> Problem requirements:
Retype each line of the material exactly, please, skipping any picture in it.

> Supplied data:
——

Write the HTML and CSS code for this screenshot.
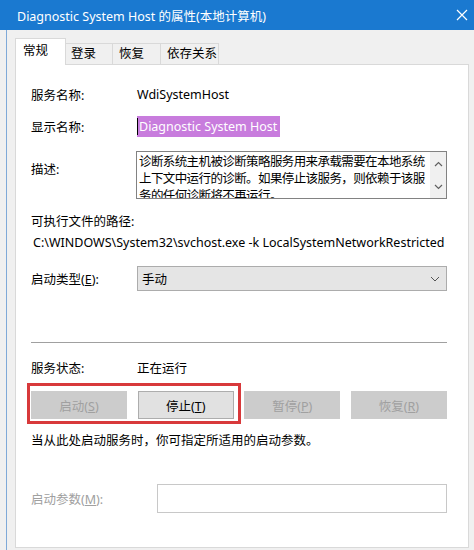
FILE: index.html
```html
<!DOCTYPE html>
<html>
	<head>
		<meta charset="utf-8" />
		<title>Diagnostic System Host 的属性(本地计算机)</title>
		<link rel="stylesheet" href="styles.css">
	</head>
	<body>
		<div class="window">
			<div class="titlebar">
				<span class="title">Diagnostic System Host 的属性(本地计算机)</span>
				<svg class="close" width="12" height="12" viewBox="0 0 12 12">
					<path d="M1 1L11 11M11 1L1 11" stroke="#fff" stroke-width="1.2" fill="none" />
				</svg>
			</div>
			<div class="frame">
				<div class="tabs">
					<div class="tab active">常规</div>
					<div class="tab t-logon">登录</div>
					<div class="tab t-recover">恢复</div>
					<div class="tab t-deps">依存关系</div>
				</div>
				<div class="panel">
					<div class="row r-name">
						<span class="label">服务名称:</span>
						<span>WdiSystemHost</span>
					</div>
					<div class="row r-display">
						<span class="label">显示名称:</span>
						<span class="selected"><span class="caret"></span>Diagnostic System Host</span>
					</div>
					<div class="row r-desc">
						<span class="label">描述:</span>
						<div class="textarea">
							<div class="textarea-text">诊断系统主机被诊断策略服务用来承载需要在本地系统上下文中运行的诊断。如果停止该服务，则依赖于该服务的任何诊断将不再运行。</div>
							<div class="scroll">
								<svg width="9" height="6" viewBox="0 0 9 6"><path d="M1 5L4.5 1.5L8 5" stroke="#606060" stroke-width="1.2" fill="none" /></svg>
								<svg width="9" height="6" viewBox="0 0 9 6"><path d="M1 1L4.5 4.5L8 1" stroke="#606060" stroke-width="1.2" fill="none" /></svg>
							</div>
						</div>
					</div>
					<div class="r-pathlabel">可执行文件的路径:</div>
					<div class="r-path">C:\WINDOWS\System32\svchost.exe -k LocalSystemNetworkRestricted -p</div>
					<div class="row r-type">
						<span class="label">启动类型(<u>E</u>):</span>
						<div class="select">
							<span>手动</span>
							<svg width="10" height="6" viewBox="0 0 10 6"><path d="M1 1L5 5L9 1" stroke="#555" stroke-width="1" fill="none" /></svg>
						</div>
					</div>
					<hr class="sep" />
					<div class="row r-status">
						<span class="label">服务状态:</span>
						<span>正在运行</span>
					</div>
					<div class="buttons">
						<button class="btn" disabled>启动(<u>S</u>)</button>
						<button class="btn on">停止(<u>T</u>)</button>
						<button class="btn" disabled>暂停(<u>P</u>)</button>
						<button class="btn" disabled>恢复(<u>R</u>)</button>
						<div class="highlight"></div>
					</div>
					<div class="r-hint">当从此处启动服务时，你可指定所适用的启动参数。</div>
					<div class="row r-params">
						<span class="label params-label">启动参数(<u>M</u>):</span>
						<div class="input"></div>
					</div>
				</div>
			</div>
		</div>
	</body>
</html>
```

FILE: styles.css
```css
body {
	margin: 0;
	background: #f0f0f0;
	font-family: "Noto Sans", "Noto Sans CJK SC", sans-serif;
	font-size: 12.5px;
	color: #000;
	width: 474px;
	height: 550px;
	overflow: hidden;
}

.titlebar {
	height: 30px;
	background: #1a79d0;
	color: #fff;
	display: flex;
	align-items: center;
	justify-content: space-between;
	padding: 0 6px 0 17px;
}

.title {
	font-size: 12.5px;
}

.frame {
	margin-left: 6px;
	border-left: 1px solid #7fa9d8;
	padding: 8px 5px 0 8px;
	height: 512px;
}

.tabs {
	display: flex;
	align-items: flex-end;
	height: 26px;
}

.tab {
	height: 21px;
	line-height: 20px;
	padding-left: 5px;
	border: 1px solid #d9d9d9;
	border-bottom: none;
	border-left: none;
	background: #f0f0f0;
	box-sizing: border-box;
}

.tab.active {
	width: 51px;
	height: 27px;
	line-height: 24px;
	background: #fff;
	border-left: 1px solid #d9d9d9;
	padding-left: 7px;
	margin-bottom: -1px;
}

.t-logon {
	width: 47px;
}

.t-recover {
	width: 48px;
	padding-left: 6px;
}

.t-deps {
	width: 58px;
	padding-left: 6px;
}

.panel {
	background: #fff;
	border: 1px solid #d9d9d9;
	height: 482px;
	padding: 0 21px 0 15px;
}

.row {
	display: flex;
	align-items: center;
}

.label {
	width: 106px;
	flex: none;
}

.r-name {
	height: 20px;
	margin-top: 19px;
}

.r-display {
	height: 22px;
	margin-top: 11px;
}

.selected {
	background: #c87cdd;
	color: #fff;
	height: 21px;
	line-height: 21px;
	padding-right: 3px;
	display: flex;
	align-items: center;
}

.caret {
	width: 1px;
	height: 17px;
	background: #000;
	margin-right: 1px;
}

.r-desc {
	margin-top: 14px;
	align-items: flex-start;
}

.r-desc .label {
	width: 105px;
	margin-top: 8px;
}

.textarea {
	flex: 1;
	height: 46px;
	border: 1px solid #828282;
	display: flex;
	overflow: hidden;
}

.textarea-text {
	flex: 1;
	min-width: 0;
	padding: 1px 0 0 2px;
	line-height: 17px;
	letter-spacing: -0.6px;
}

.scroll {
	width: 16px;
	flex: none;
	background: #f0f0f0;
	display: flex;
	flex-direction: column;
	justify-content: space-between;
	align-items: center;
	padding: 9px 0 8px;
}

.r-pathlabel {
	margin-top: 14px;
	height: 18px;
	line-height: 18px;
}

.r-path {
	height: 18px;
	line-height: 18px;
	margin-top: 3px;
	margin-left: 2px;
	white-space: nowrap;
	overflow: hidden;
}

.r-type {
	margin-top: 14px;
}

.select {
	flex: 1;
	height: 23px;
	background: #e5e5e5;
	border: 1px solid #acacac;
	display: flex;
	align-items: center;
	justify-content: space-between;
	padding: 0 6px 0 4px;
}

.sep {
	border: none;
	border-top: 1px solid #a0a0a0;
	margin: 51px 0 0 0;
	height: 0;
}

.r-status {
	height: 18px;
	margin-top: 15px;
}

.buttons {
	position: relative;
	display: flex;
	justify-content: space-between;
	margin-top: 15px;
}

.btn {
	width: 96px;
	height: 28px;
	font: inherit;
	background: #cccccc;
	color: #a0a0a0;
	border: 1px solid #cccccc;
	padding: 0;
}

.btn.on {
	background: #e1e1e1;
	color: #000;
	border-color: #adadad;
}

.highlight {
	position: absolute;
	left: -4px;
	top: -8px;
	width: 208px;
	height: 35px;
	border: 3px solid #d8393b;
}

.r-hint {
	margin-top: 13px;
	height: 18px;
	line-height: 18px;
}

.r-params {
	margin-top: 34px;
}

.params-label {
	width: 126px;
	color: #a0a0a0;
}

.input {
	flex: 1;
	height: 27px;
	border: 1px solid #c8c8c8;
}
```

——

> Response to the exercise:
Write the HTML and CSS code for this screenshot.
FILE: index.html
```html
<!DOCTYPE html>
<html>
	<head>
		<meta charset="utf-8" />
		<title>Diagnostic System Host 的属性(本地计算机)</title>
		<link rel="stylesheet" href="styles.css">
	</head>
	<body>
		<div class="window">
			<div class="titlebar">
				<span class="title">Diagnostic System Host 的属性(本地计算机)</span>
				<svg class="close" width="12" height="12" viewBox="0 0 12 12">
					<path d="M1 1L11 11M11 1L1 11" stroke="#fff" stroke-width="1.2" fill="none" />
				</svg>
			</div>
			<div class="frame">
				<div class="tabs">
					<div class="tab active">常规</div>
					<div class="tab t-logon">登录</div>
					<div class="tab t-recover">恢复</div>
					<div class="tab t-deps">依存关系</div>
				</div>
				<div class="panel">
					<div class="row r-name">
						<span class="label">服务名称:</span>
						<span>WdiSystemHost</span>
					</div>
					<div class="row r-display">
						<span class="label">显示名称:</span>
						<span class="selected"><span class="caret"></span>Diagnostic System Host</span>
					</div>
					<div class="row r-desc">
						<span class="label">描述:</span>
						<div class="textarea">
							<div class="textarea-text">诊断系统主机被诊断策略服务用来承载需要在本地系统上下文中运行的诊断。如果停止该服务，则依赖于该服务的任何诊断将不再运行。</div>
							<div class="scroll">
								<svg width="9" height="6" viewBox="0 0 9 6"><path d="M1 5L4.5 1.5L8 5" stroke="#606060" stroke-width="1.2" fill="none" /></svg>
								<svg width="9" height="6" viewBox="0 0 9 6"><path d="M1 1L4.5 4.5L8 1" stroke="#606060" stroke-width="1.2" fill="none" /></svg>
							</div>
						</div>
					</div>
					<div class="r-pathlabel">可执行文件的路径:</div>
					<div class="r-path">C:\WINDOWS\System32\svchost.exe -k LocalSystemNetworkRestricted -p</div>
					<div class="row r-type">
						<span class="label">启动类型(<u>E</u>):</span>
						<div class="select">
							<span>手动</span>
							<svg width="10" height="6" viewBox="0 0 10 6"><path d="M1 1L5 5L9 1" stroke="#555" stroke-width="1" fill="none" /></svg>
						</div>
					</div>
					<hr class="sep" />
					<div class="row r-status">
						<span class="label">服务状态:</span>
						<span>正在运行</span>
					</div>
					<div class="buttons">
						<button class="btn" disabled>启动(<u>S</u>)</button>
						<button class="btn on">停止(<u>T</u>)</button>
						<button class="btn" disabled>暂停(<u>P</u>)</button>
						<button class="btn" disabled>恢复(<u>R</u>)</button>
						<div class="highlight"></div>
					</div>
					<div class="r-hint">当从此处启动服务时，你可指定所适用的启动参数。</div>
					<div class="row r-params">
						<span class="label params-label">启动参数(<u>M</u>):</span>
						<div class="input"></div>
					</div>
				</div>
			</div>
		</div>
	</body>
</html>
```

FILE: styles.css
```css
body {
	margin: 0;
	background: #f0f0f0;
	font-family: "Noto Sans", "Noto Sans CJK SC", sans-serif;
	font-size: 12.5px;
	color: #000;
	width: 474px;
	height: 550px;
	overflow: hidden;
}

.titlebar {
	height: 30px;
	background: #1a79d0;
	color: #fff;
	display: flex;
	align-items: center;
	justify-content: space-between;
	padding: 0 6px 0 17px;
}

.title {
	font-size: 12.5px;
}

.frame {
	margin-left: 6px;
	border-left: 1px solid #7fa9d8;
	padding: 8px 5px 0 8px;
	height: 512px;
}

.tabs {
	display: flex;
	align-items: flex-end;
	height: 26px;
}

.tab {
	height: 21px;
	line-height: 20px;
	padding-left: 5px;
	border: 1px solid #d9d9d9;
	border-bottom: none;
	border-left: none;
	background: #f0f0f0;
	box-sizing: border-box;
}

.tab.active {
	width: 51px;
	height: 27px;
	line-height: 24px;
	background: #fff;
	border-left: 1px solid #d9d9d9;
	padding-left: 7px;
	margin-bottom: -1px;
}

.t-logon {
	width: 47px;
}

.t-recover {
	width: 48px;
	padding-left: 6px;
}

.t-deps {
	width: 58px;
	padding-left: 6px;
}

.panel {
	background: #fff;
	border: 1px solid #d9d9d9;
	height: 482px;
	padding: 0 21px 0 15px;
}

.row {
	display: flex;
	align-items: center;
}

.label {
	width: 106px;
	flex: none;
}

.r-name {
	height: 20px;
	margin-top: 19px;
}

.r-display {
	height: 22px;
	margin-top: 11px;
}

.selected {
	background: #c87cdd;
	color: #fff;
	height: 21px;
	line-height: 21px;
	padding-right: 3px;
	display: flex;
	align-items: center;
}

.caret {
	width: 1px;
	height: 17px;
	background: #000;
	margin-right: 1px;
}

.r-desc {
	margin-top: 14px;
	align-items: flex-start;
}

.r-desc .label {
	width: 105px;
	margin-top: 8px;
}

.textarea {
	flex: 1;
	height: 46px;
	border: 1px solid #828282;
	display: flex;
	overflow: hidden;
}

.textarea-text {
	flex: 1;
	min-width: 0;
	padding: 1px 0 0 2px;
	line-height: 17px;
	letter-spacing: -0.6px;
}

.scroll {
	width: 16px;
	flex: none;
	background: #f0f0f0;
	display: flex;
	flex-direction: column;
	justify-content: space-between;
	align-items: center;
	padding: 9px 0 8px;
}

.r-pathlabel {
	margin-top: 14px;
	height: 18px;
	line-height: 18px;
}

.r-path {
	height: 18px;
	line-height: 18px;
	margin-top: 3px;
	margin-left: 2px;
	white-space: nowrap;
	overflow: hidden;
}

.r-type {
	margin-top: 14px;
}

.select {
	flex: 1;
	height: 23px;
	background: #e5e5e5;
	border: 1px solid #acacac;
	display: flex;
	align-items: center;
	justify-content: space-between;
	padding: 0 6px 0 4px;
}

.sep {
	border: none;
	border-top: 1px solid #a0a0a0;
	margin: 51px 0 0 0;
	height: 0;
}

.r-status {
	height: 18px;
	margin-top: 15px;
}

.buttons {
	position: relative;
	display: flex;
	justify-content: space-between;
	margin-top: 15px;
}

.btn {
	width: 96px;
	height: 28px;
	font: inherit;
	background: #cccccc;
	color: #a0a0a0;
	border: 1px solid #cccccc;
	padding: 0;
}

.btn.on {
	background: #e1e1e1;
	color: #000;
	border-color: #adadad;
}

.highlight {
	position: absolute;
	left: -4px;
	top: -8px;
	width: 208px;
	height: 35px;
	border: 3px solid #d8393b;
}

.r-hint {
	margin-top: 13px;
	height: 18px;
	line-height: 18px;
}

.r-params {
	margin-top: 34px;
}

.params-label {
	width: 126px;
	color: #a0a0a0;
}

.input {
	flex: 1;
	height: 27px;
	border: 1px solid #c8c8c8;
}
```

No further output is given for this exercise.